James Joyce and Popular Culture

Joyce's characters read pulp fiction (the cowboys-and-Indians stories of "An Encounter") and true-crime books (The Memoirs of Vidocq, mentioned in "Araby"). They participate in auto racing and card playing ("After the Race"). They go shopping ("Araby"), dance ("A Little Cloud" and "The Dead"), and celebrate Halloween ("Clay"). Leopold Bloom, the hero of Ulysses, is famously obsessed by a newspaper advertisement (for Plumtree's Potted Meat), while his wife Molly (a professional singer) enjoys reading risque novels with titles like Sweets of Sin. In short, these folks do most of the things done by ordinary people of Joyce's day — and today. If he were writing during the twenty-first century, James Joyce's characters would undoubtedly be surfing the Net when not busy wandering the local mall.

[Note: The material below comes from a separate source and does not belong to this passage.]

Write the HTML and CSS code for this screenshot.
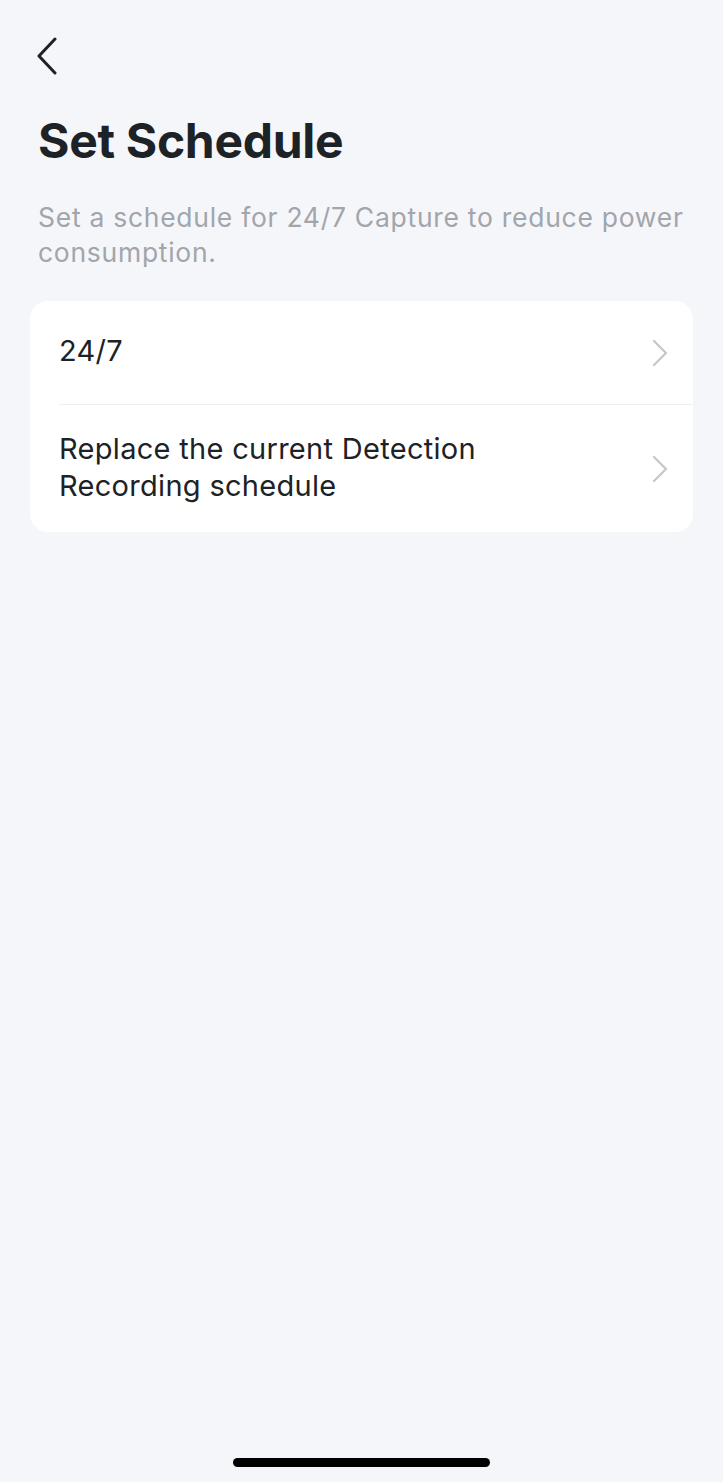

Significantly, the inhabitants of Dubliners visit real pubs (Davey Byrne's, for instance) and stores (Fogarty's). They sing real songs ("I Dreamt That I Dwelt"), the music and lyrics to many of which can be located to this day. This melding of the imaginative and the actual was so unusual — so radical — that it resulted in the delay of Dubliners' publication for years, as publishers and printers worried about lawsuits by the owners of the establishments mentioned. In the meantime, Joyce had opened a movie theater during one of his rare return visits to Dublin; later, he would collaborate with the Russian filmmaker Eisenstein in an attempt to bring Ulysses to the screen.